8) Designing your own website. You should never cut your own hair or design your own site. Period. End of story. But ok, let me elaborate. Let's say you designed your own site and saved a few thousand dollars instead of paying a web designer. Now you're off promoting your book and suddenly you're getting a gazillion hits to your site. The problem is the site is not converting these visitors into sales. How much money did you lose by punting the web designer and doing it yourself? Hard to know. Scary, isn't it?
9) Becoming a media diva. Let's face it, you need the media more than they need you. I know. Ouch. But it's the unfortunate truth. So here's the thing: be grateful. Thank the interviewer, send a follow-up thank you note after the interview. Don't expect the interviewer to read your book and don't get upset if they get some facts wrong. Just gently, but professionally correct them in such a way that they don't look bad or stupid. Never ask for an interview to be done over. Most media people don't have the time. I mention this because it actually happened to a producer friend of mine who did an interview with a guy and he decided he didn't like it and wanted a second shot. Not gonna happen. The thing is, until you get a dressing room with specially designed purple M&M's, don't even think about becoming a diva. The best thing you can do is create relationships. Show up on time, show up prepared, and always, always, always be grateful.
10) Hiring the best and then not trusting their advice. Here's the thing that's always confused me. You hire me, then don't listen to my advice. And it's not just me, I hear this all the time from other industry professionals. Look, it's not an ego thing, it really isn't.
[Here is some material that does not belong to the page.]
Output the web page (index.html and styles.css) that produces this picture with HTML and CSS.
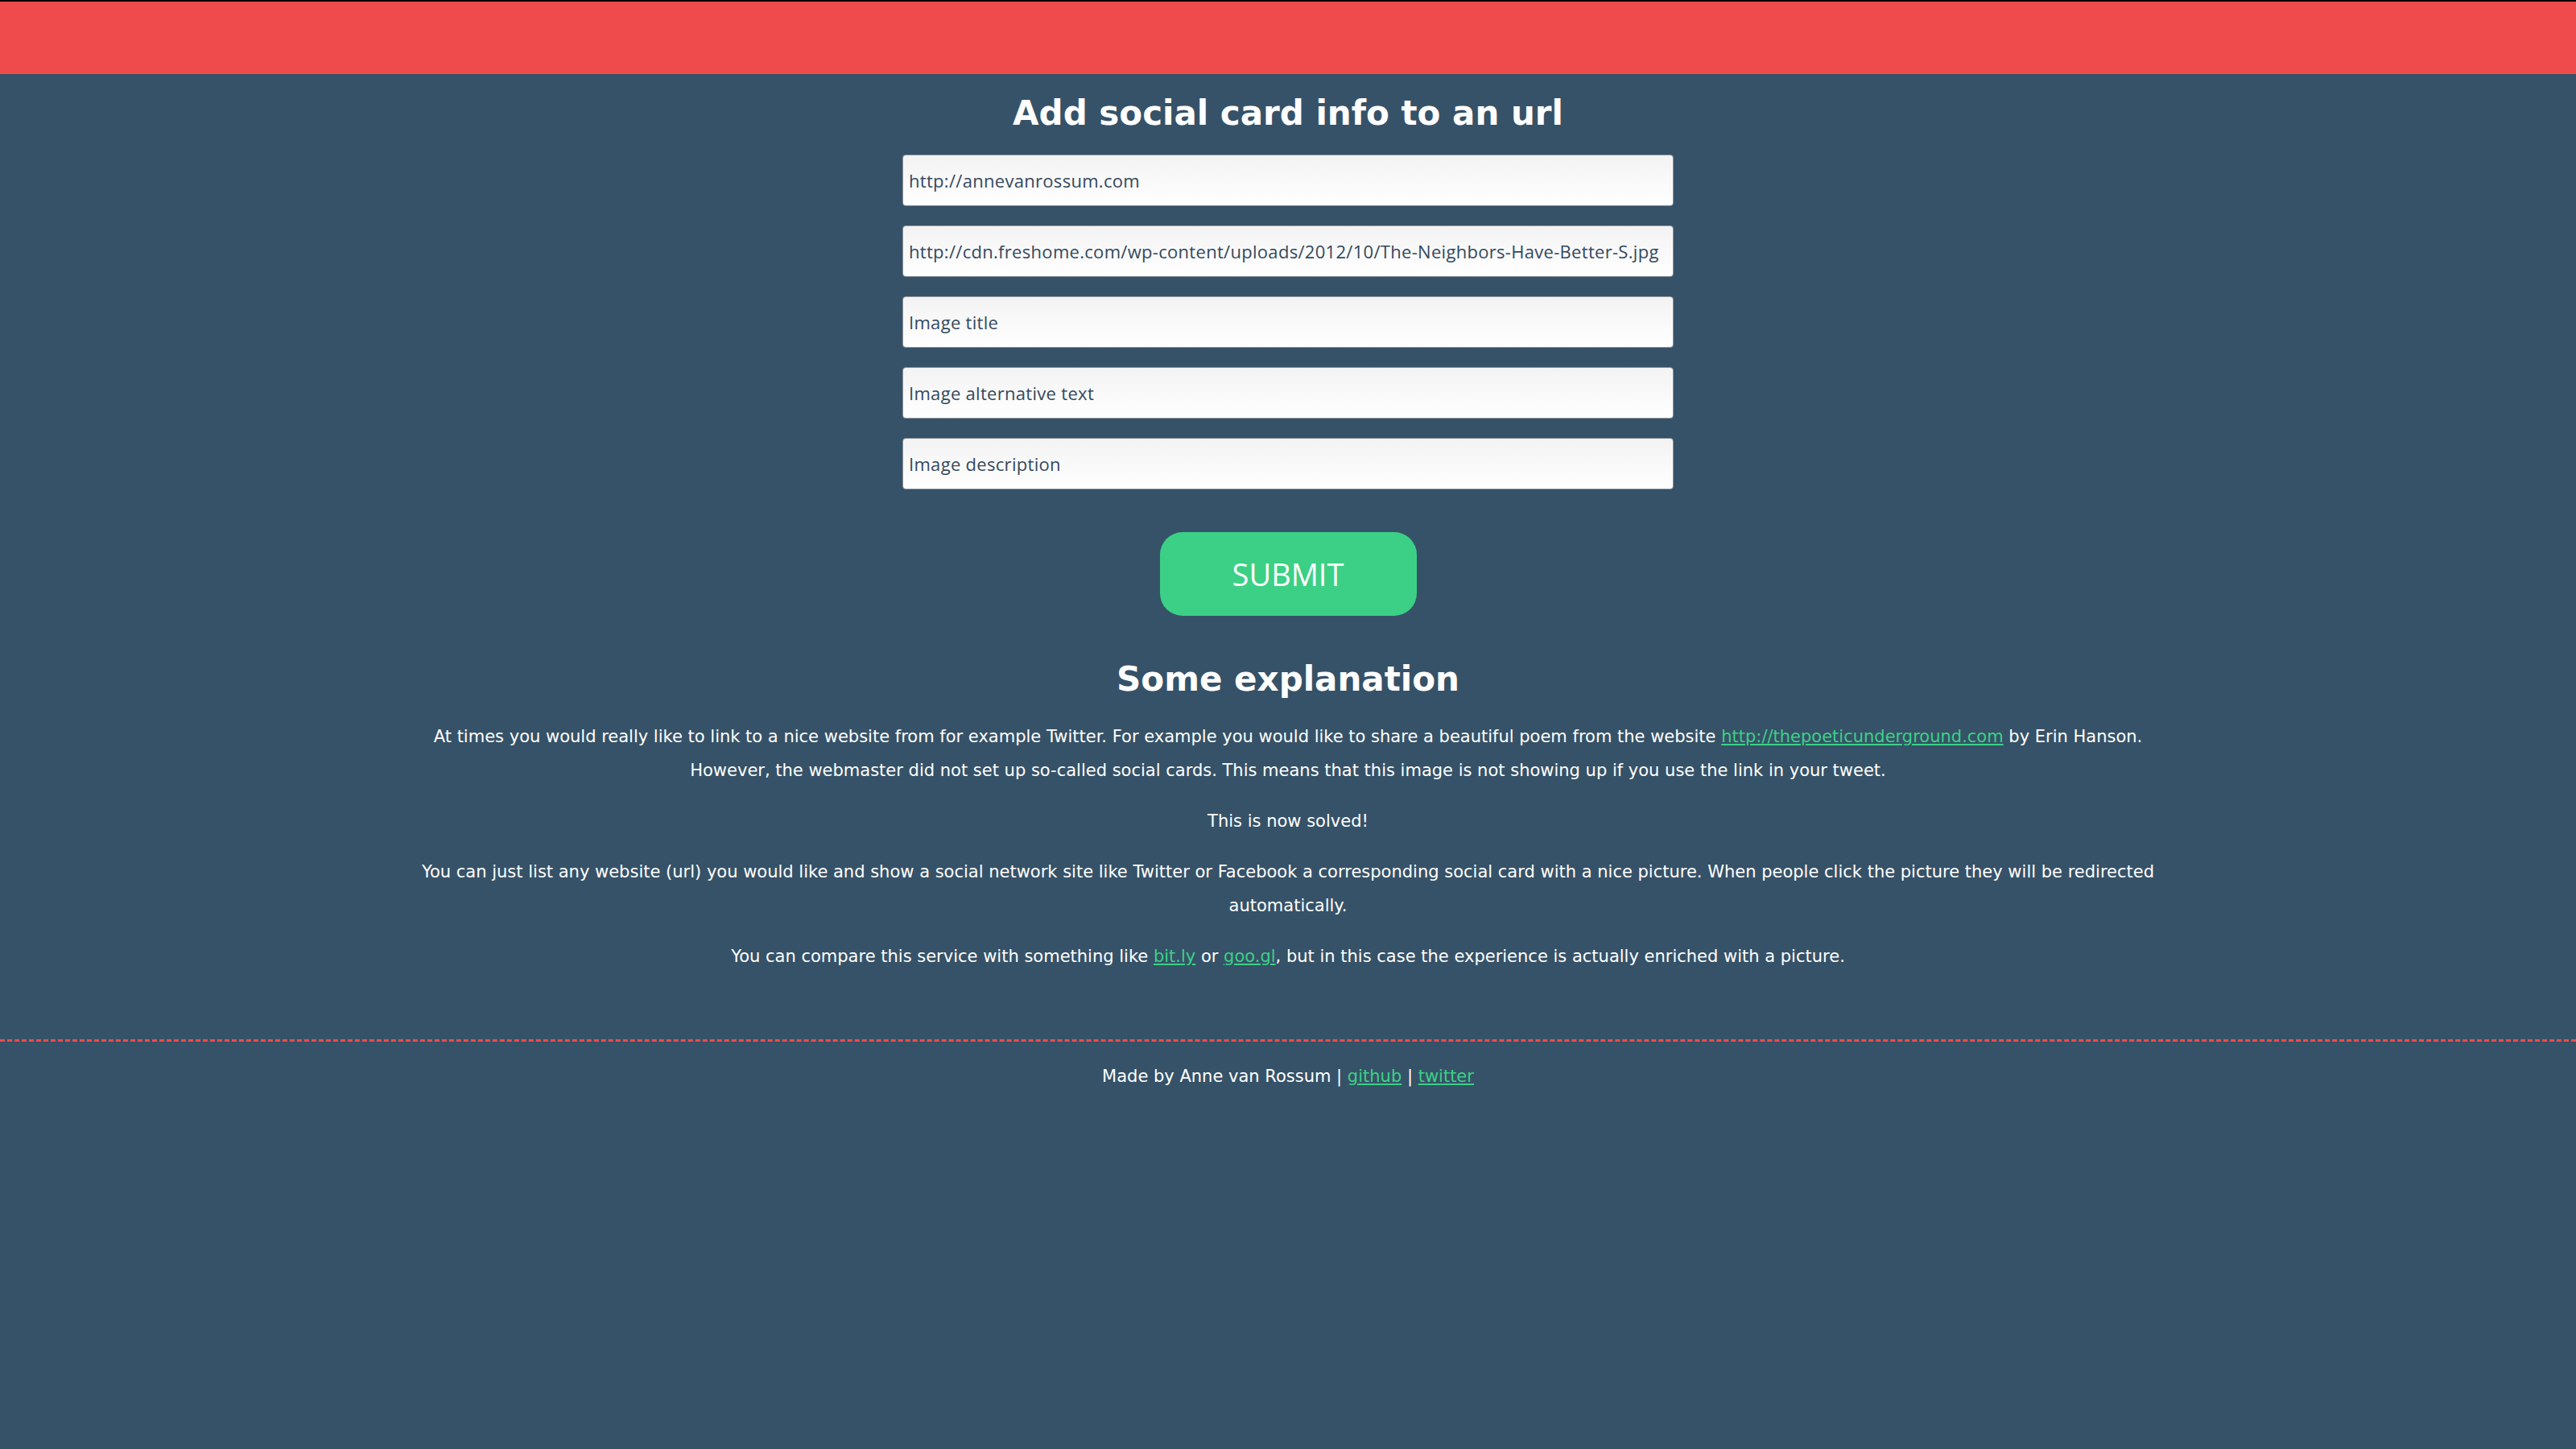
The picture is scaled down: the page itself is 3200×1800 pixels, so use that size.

It's just this: if you're paying good money to your vendors, asking them for advice and then not taking it, you might have a disconnect. Perhaps a breakdown in communication, maybe you don't trust the person you hired. If you don't trust them, then you should part ways and find someone you have some chemistry with. Otherwise what's the point? Build your team with people you enjoy working with and respect. Then when they try and guide you or save you some money, take the time to listen.